What the exercise asks: Give every entry again, unchanged, and leave its images out.
#### Given records
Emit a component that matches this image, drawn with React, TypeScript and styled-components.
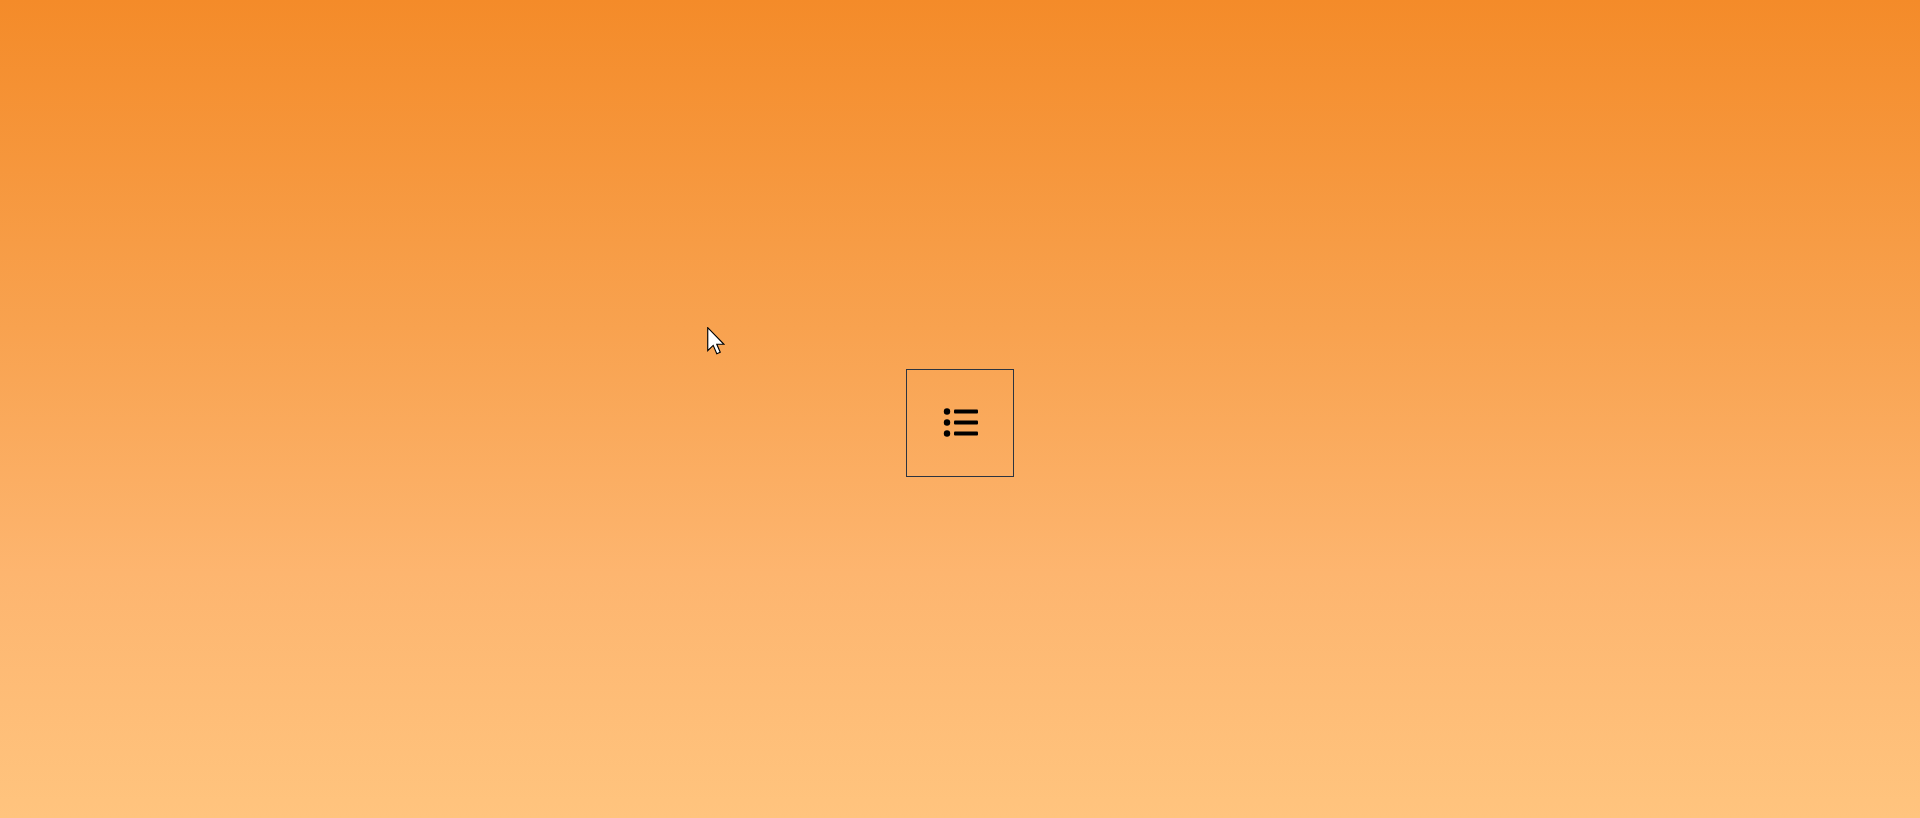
import React from "react";
import styled, { createGlobalStyle } from "styled-components";

const Global = createGlobalStyle`
  html, body { margin: 0; padding: 0; }
  body { font-family: "Liberation Sans", Arial, sans-serif; }
`;

const Page = styled.div`
  position: relative;
  width: 100%;
  height: 818px;
  box-sizing: border-box;
  padding-top: 28px;
  display: flex;
  align-items: center;
  justify-content: center;
  background: linear-gradient(to bottom, #f48b29 0%, #f8a24f 40%, #fdb56f 70%, #ffc47e 100%);
  overflow: hidden;
`;

const IconButton = styled.button`
  width: 108px;
  height: 108px;
  box-sizing: border-box;
  border: 1px solid #2c3440;
  background: transparent;
  padding: 0 0 2px 2px;
  display: flex;
  align-items: center;
  justify-content: center;
  cursor: pointer;
`;

const Cursor = styled.svg`
  position: absolute;
  left: 707px;
  top: 327px;
  pointer-events: none;
`;

export default function App() {
  return (
    <>
      <Global />
      <Page>
        <IconButton aria-label="List">
          <svg width="36" height="30" viewBox="0 0 36 30">
            <circle cx="4" cy="4.5" r="3.2" fill="#000" />
            <circle cx="4" cy="15.5" r="3.2" fill="#000" />
            <circle cx="4" cy="26.5" r="3.2" fill="#000" />
            <rect x="11" y="2.5" width="24" height="4" rx="1" fill="#000" />
            <rect x="11" y="13.5" width="24" height="4" rx="1" fill="#000" />
            <rect x="11" y="24.5" width="24" height="4" rx="1" fill="#000" />
          </svg>
        </IconButton>
        <Cursor width="18" height="28" viewBox="0 0 12.5 19.5">
          <path
            d="M0.5 0.5 L0.5 16.5 L4.3 12.8 L6.8 18.6 L9.2 17.6 L6.8 12 L11.8 12 Z"
            fill="#fff"
            stroke="#000"
            strokeWidth="0.8"
            strokeLinejoin="miter"
          />
        </Cursor>
      </Page>
    </>
  );
}
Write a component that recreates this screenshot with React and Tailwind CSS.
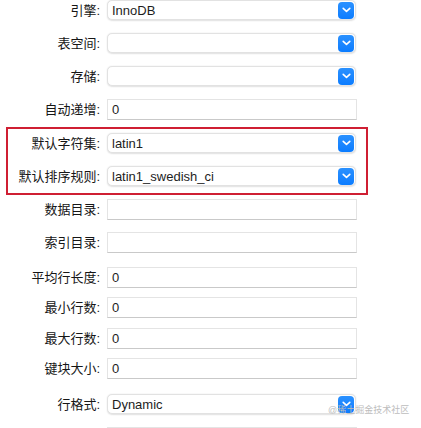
########
Answer to this problem:
Emit a component that matches this image, drawn with React, TypeScript and styled-components.
import React from "react";
import styled, { createGlobalStyle } from "styled-components";

const Global = createGlobalStyle`
  html, body { margin: 0; padding: 0; }
  body { font-family: "Liberation Sans", Arial, sans-serif; }
`;

const Page = styled.div`
  position: relative;
  width: 100%;
  height: 818px;
  box-sizing: border-box;
  padding-top: 28px;
  display: flex;
  align-items: center;
  justify-content: center;
  background: linear-gradient(to bottom, #f48b29 0%, #f8a24f 40%, #fdb56f 70%, #ffc47e 100%);
  overflow: hidden;
`;

const IconButton = styled.button`
  width: 108px;
  height: 108px;
  box-sizing: border-box;
  border: 1px solid #2c3440;
  background: transparent;
  padding: 0 0 2px 2px;
  display: flex;
  align-items: center;
  justify-content: center;
  cursor: pointer;
`;

const Cursor = styled.svg`
  position: absolute;
  left: 707px;
  top: 327px;
  pointer-events: none;
`;

export default function App() {
  return (
    <>
      <Global />
      <Page>
        <IconButton aria-label="List">
          <svg width="36" height="30" viewBox="0 0 36 30">
            <circle cx="4" cy="4.5" r="3.2" fill="#000" />
            <circle cx="4" cy="15.5" r="3.2" fill="#000" />
            <circle cx="4" cy="26.5" r="3.2" fill="#000" />
            <rect x="11" y="2.5" width="24" height="4" rx="1" fill="#000" />
            <rect x="11" y="13.5" width="24" height="4" rx="1" fill="#000" />
            <rect x="11" y="24.5" width="24" height="4" rx="1" fill="#000" />
          </svg>
        </IconButton>
        <Cursor width="18" height="28" viewBox="0 0 12.5 19.5">
          <path
            d="M0.5 0.5 L0.5 16.5 L4.3 12.8 L6.8 18.6 L9.2 17.6 L6.8 12 L11.8 12 Z"
            fill="#fff"
            stroke="#000"
            strokeWidth="0.8"
            strokeLinejoin="miter"
          />
        </Cursor>
      </Page>
    </>
  );
}
Write a component that recreates this screenshot with React and Tailwind CSS.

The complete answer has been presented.